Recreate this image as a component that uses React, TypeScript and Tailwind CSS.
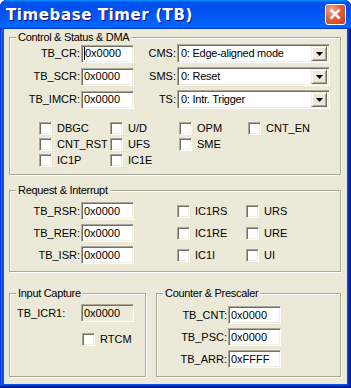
import React from "react";

const sunken =
  "border border-t-[#ACA899] border-l-[#ACA899] border-b-white border-r-white shadow-[inset_1px_1px_0_#716F64,inset_-1px_-1px_0_#F1EFE2]";

function Edit({ v, caret, disabled }: { v: string; caret?: boolean; disabled?: boolean }) {
  return (
    <div
      className={`${sunken} h-[18px] w-[53px] flex items-center pl-[2px] ${
        disabled ? "bg-[#ECE9D8]" : "bg-white"
      }`}
    >
      {caret && <span className="w-px h-[13px] bg-black" />}
      <span className="leading-none">{v}</span>
    </div>
  );
}

function Select({ v }: { v: string }) {
  return (
    <div className={`${sunken} h-[19px] w-[153px] bg-white flex items-center pl-[3px] pr-[2px]`}>
      <span className="flex-1 leading-none tracking-[-0.25px]">{v}</span>
      <div className="w-[16px] h-[15px] bg-[#ECE9D8] border border-t-[#F1EFE2] border-l-[#F1EFE2] border-b-[#716F64] border-r-[#716F64] shadow-[inset_1px_1px_0_#fff,inset_-1px_-1px_0_#ACA899] flex items-center justify-center">
        <svg width="7" height="4" viewBox="0 0 7 4">
          <path d="M0 0H7L3.5 4Z" fill="#000" />
        </svg>
      </div>
    </div>
  );
}

function Check({ label }: { label: string }) {
  return (
    <div className="flex items-center gap-[5px] h-[13px]">
      <div className={`${sunken} w-[13px] h-[13px] bg-white shrink-0`} />
      <span className="leading-none whitespace-nowrap">{label}</span>
    </div>
  );
}

function Group({
  title,
  className,
  children,
}: {
  title: string;
  className: string;
  children: React.ReactNode;
}) {
  return (
    <fieldset
      className={`m-0 min-w-0 border border-[#ACA899] shadow-[inset_1px_1px_0_#fff,1px_1px_0_#fff] ${className}`}
    >
      <legend className="ml-[6px] px-[2px] leading-[13px] bg-[#ECE9D8] tracking-[-0.3px]">{title}</legend>
      {children}
    </fieldset>
  );
}

export default function App() {
  return (
    <div
      className="w-[351px] h-[388px] flex flex-col bg-[#0054E3] rounded-t-[7px] overflow-hidden text-[11px] text-black shadow-[inset_-1px_-1px_#00138c,inset_1px_1px_#0831d9,inset_-2px_-2px_#001ea0,inset_2px_2px_#166aee,inset_-3px_-3px_#003bda,inset_3px_3px_#0855dd]"
      style={{ fontFamily: '"Liberation Sans", Arial, sans-serif' }}
    >
      <div className="h-[29px] shrink-0 flex items-center justify-between pl-[6px] pr-[5px] rounded-t-[7px] bg-[linear-gradient(180deg,#0997ff,#0053ee_8%,#0050ee_40%,#06f_88%,#06f_93%,#005bff_95%,#003dd7_96%,#003dd7)]">
        <span
          className="text-white font-bold text-[15px] tracking-[0.6px] [text-shadow:1px_1px_#0f1089] leading-none pt-[1px]"
          style={{ fontFamily: '"DejaVu Sans", Verdana, sans-serif' }}
        >
          Timebase Timer (TB)
        </span>
        <div className="w-[21px] h-[21px] rounded-[3px] border border-white bg-[radial-gradient(circle_at_30%_25%,#F4A98E_0%,#E2603C_45%,#C4401D_100%)] flex items-center justify-center">
          <svg width="21" height="21" viewBox="0 0 21 21">
            <path d="M6 6L14 14M14 6L6 14" stroke="#fff" strokeWidth="2.8" strokeLinecap="square" />
          </svg>
        </div>
      </div>

      <div className="flex-1 mx-[4px] mb-[4px] bg-[#ECE9D8] pl-[5px] pr-[6px] pt-[2px] flex flex-col">
        <Group title="Control & Status & DMA" className="px-0 pt-0 pb-[7px]">
          <div className="flex flex-col gap-[4px]">
            {[
              ["TB_CR:", "0x0000", "CMS:", "0: Edge-aligned mode"],
              ["TB_SCR:", "0x0000", "SMS:", "0: Reset"],
              ["TB_IMCR:", "0x0000", "TS:", "0: Intr. Trigger"],
            ].map((r, i) => (
              <div key={i} className="flex items-center h-[19px]">
                <span className="w-[70px] mr-[1px] text-right leading-none">{r[0]}</span>
                <Edit v={r[1]} caret={i === 0} />
                <span className="w-[42px] mr-[1px] text-right leading-none">{r[2]}</span>
                <Select v={r[3]} />
              </div>
            ))}
          </div>
          <div className="mt-[13px] pl-[29px] grid grid-cols-[71px_69px_69px_auto] gap-y-[3px]">
            <Check label="DBGC" />
            <Check label="U/D" />
            <Check label="OPM" />
            <Check label="CNT_EN" />
            <Check label="CNT_RST" />
            <Check label="UFS" />
            <Check label="SME" />
            <div />
            <Check label="IC1P" />
            <Check label="IC1E" />
          </div>
        </Group>

        <Group title="Request & Interrupt" className="mt-[9px] px-0 pt-[5px] pb-[7px]">
          <div className="flex flex-col gap-[4px]">
            {[
              ["TB_RSR:", "IC1RS", "URS"],
              ["TB_RER:", "IC1RE", "URE"],
              ["TB_ISR:", "IC1I", "UI"],
            ].map((r, i) => (
              <div key={i} className="flex items-center h-[18px]">
                <span className="w-[70px] mr-[1px] text-right leading-none">{r[0]}</span>
                <Edit v="0x0000" />
                <div className="ml-[43px] w-[69px]">
                  <Check label={r[1]} />
                </div>
                <Check label={r[2]} />
              </div>
            ))}
          </div>
        </Group>

        <div className="mt-[15px] flex gap-[10px] items-stretch">
          <Group title="Input Capture" className="w-[137px] shrink-0 px-0 pt-[4px] pb-0">
            <div className="flex items-center h-[18px] pl-[7px]">
              <span className="w-[64px] leading-none">TB_ICR1:</span>
              <Edit v="0x0000" disabled />
            </div>
            <div className="mt-[11px] ml-[72px]">
              <Check label="RTCM" />
            </div>
          </Group>
          <Group title="Counter & Prescaler" className="flex-1 px-0 pt-[6px] pb-[8px]">
            <div className="flex flex-col gap-[4px]">
              {[
                ["TB_CNT:", "0x0000"],
                ["TB_PSC:", "0x0000"],
                ["TB_ARR:", "0xFFFF"],
              ].map((r, i) => (
                <div key={i} className="flex items-center h-[18px]">
                  <span className="w-[70px] mr-[1px] text-right leading-none">{r[0]}</span>
                  <Edit v={r[1]} />
                </div>
              ))}
            </div>
          </Group>
        </div>
      </div>
    </div>
  );
}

———

▸ TASK
Transcribe each line above verbatim, with the pictures left out.

▸ WRITTEN RESPONSE
Recreate this image as a component that uses React, TypeScript and Tailwind CSS.
import React from "react";

const sunken =
  "border border-t-[#ACA899] border-l-[#ACA899] border-b-white border-r-white shadow-[inset_1px_1px_0_#716F64,inset_-1px_-1px_0_#F1EFE2]";

function Edit({ v, caret, disabled }: { v: string; caret?: boolean; disabled?: boolean }) {
  return (
    <div
      className={`${sunken} h-[18px] w-[53px] flex items-center pl-[2px] ${
        disabled ? "bg-[#ECE9D8]" : "bg-white"
      }`}
    >
      {caret && <span className="w-px h-[13px] bg-black" />}
      <span className="leading-none">{v}</span>
    </div>
  );
}

function Select({ v }: { v: string }) {
  return (
    <div className={`${sunken} h-[19px] w-[153px] bg-white flex items-center pl-[3px] pr-[2px]`}>
      <span className="flex-1 leading-none tracking-[-0.25px]">{v}</span>
      <div className="w-[16px] h-[15px] bg-[#ECE9D8] border border-t-[#F1EFE2] border-l-[#F1EFE2] border-b-[#716F64] border-r-[#716F64] shadow-[inset_1px_1px_0_#fff,inset_-1px_-1px_0_#ACA899] flex items-center justify-center">
        <svg width="7" height="4" viewBox="0 0 7 4">
          <path d="M0 0H7L3.5 4Z" fill="#000" />
        </svg>
      </div>
    </div>
  );
}

function Check({ label }: { label: string }) {
  return (
    <div className="flex items-center gap-[5px] h-[13px]">
      <div className={`${sunken} w-[13px] h-[13px] bg-white shrink-0`} />
      <span className="leading-none whitespace-nowrap">{label}</span>
    </div>
  );
}

function Group({
  title,
  className,
  children,
}: {
  title: string;
  className: string;
  children: React.ReactNode;
}) {
  return (
    <fieldset
      className={`m-0 min-w-0 border border-[#ACA899] shadow-[inset_1px_1px_0_#fff,1px_1px_0_#fff] ${className}`}
    >
      <legend className="ml-[6px] px-[2px] leading-[13px] bg-[#ECE9D8] tracking-[-0.3px]">{title}</legend>
      {children}
    </fieldset>
  );
}

export default function App() {
  return (
    <div
      className="w-[351px] h-[388px] flex flex-col bg-[#0054E3] rounded-t-[7px] overflow-hidden text-[11px] text-black shadow-[inset_-1px_-1px_#00138c,inset_1px_1px_#0831d9,inset_-2px_-2px_#001ea0,inset_2px_2px_#166aee,inset_-3px_-3px_#003bda,inset_3px_3px_#0855dd]"
      style={{ fontFamily: '"Liberation Sans", Arial, sans-serif' }}
    >
      <div className="h-[29px] shrink-0 flex items-center justify-between pl-[6px] pr-[5px] rounded-t-[7px] bg-[linear-gradient(180deg,#0997ff,#0053ee_8%,#0050ee_40%,#06f_88%,#06f_93%,#005bff_95%,#003dd7_96%,#003dd7)]">
        <span
          className="text-white font-bold text-[15px] tracking-[0.6px] [text-shadow:1px_1px_#0f1089] leading-none pt-[1px]"
          style={{ fontFamily: '"DejaVu Sans", Verdana, sans-serif' }}
        >
          Timebase Timer (TB)
        </span>
        <div className="w-[21px] h-[21px] rounded-[3px] border border-white bg-[radial-gradient(circle_at_30%_25%,#F4A98E_0%,#E2603C_45%,#C4401D_100%)] flex items-center justify-center">
          <svg width="21" height="21" viewBox="0 0 21 21">
            <path d="M6 6L14 14M14 6L6 14" stroke="#fff" strokeWidth="2.8" strokeLinecap="square" />
          </svg>
        </div>
      </div>

      <div className="flex-1 mx-[4px] mb-[4px] bg-[#ECE9D8] pl-[5px] pr-[6px] pt-[2px] flex flex-col">
        <Group title="Control & Status & DMA" className="px-0 pt-0 pb-[7px]">
          <div className="flex flex-col gap-[4px]">
            {[
              ["TB_CR:", "0x0000", "CMS:", "0: Edge-aligned mode"],
              ["TB_SCR:", "0x0000", "SMS:", "0: Reset"],
              ["TB_IMCR:", "0x0000", "TS:", "0: Intr. Trigger"],
            ].map((r, i) => (
              <div key={i} className="flex items-center h-[19px]">
                <span className="w-[70px] mr-[1px] text-right leading-none">{r[0]}</span>
                <Edit v={r[1]} caret={i === 0} />
                <span className="w-[42px] mr-[1px] text-right leading-none">{r[2]}</span>
                <Select v={r[3]} />
              </div>
            ))}
          </div>
          <div className="mt-[13px] pl-[29px] grid grid-cols-[71px_69px_69px_auto] gap-y-[3px]">
            <Check label="DBGC" />
            <Check label="U/D" />
            <Check label="OPM" />
            <Check label="CNT_EN" />
            <Check label="CNT_RST" />
            <Check label="UFS" />
            <Check label="SME" />
            <div />
            <Check label="IC1P" />
            <Check label="IC1E" />
          </div>
        </Group>

        <Group title="Request & Interrupt" className="mt-[9px] px-0 pt-[5px] pb-[7px]">
          <div className="flex flex-col gap-[4px]">
            {[
              ["TB_RSR:", "IC1RS", "URS"],
              ["TB_RER:", "IC1RE", "URE"],
              ["TB_ISR:", "IC1I", "UI"],
            ].map((r, i) => (
              <div key={i} className="flex items-center h-[18px]">
                <span className="w-[70px] mr-[1px] text-right leading-none">{r[0]}</span>
                <Edit v="0x0000" />
                <div className="ml-[43px] w-[69px]">
                  <Check label={r[1]} />
                </div>
                <Check label={r[2]} />
              </div>
            ))}
          </div>
        </Group>

        <div className="mt-[15px] flex gap-[10px] items-stretch">
          <Group title="Input Capture" className="w-[137px] shrink-0 px-0 pt-[4px] pb-0">
            <div className="flex items-center h-[18px] pl-[7px]">
              <span className="w-[64px] leading-none">TB_ICR1:</span>
              <Edit v="0x0000" disabled />
            </div>
            <div className="mt-[11px] ml-[72px]">
              <Check label="RTCM" />
            </div>
          </Group>
          <Group title="Counter & Prescaler" className="flex-1 px-0 pt-[6px] pb-[8px]">
            <div className="flex flex-col gap-[4px]">
              {[
                ["TB_CNT:", "0x0000"],
                ["TB_PSC:", "0x0000"],
                ["TB_ARR:", "0xFFFF"],
              ].map((r, i) => (
                <div key={i} className="flex items-center h-[18px]">
                  <span className="w-[70px] mr-[1px] text-right leading-none">{r[0]}</span>
                  <Edit v={r[1]} />
                </div>
              ))}
            </div>
          </Group>
        </div>
      </div>
    </div>
  );
}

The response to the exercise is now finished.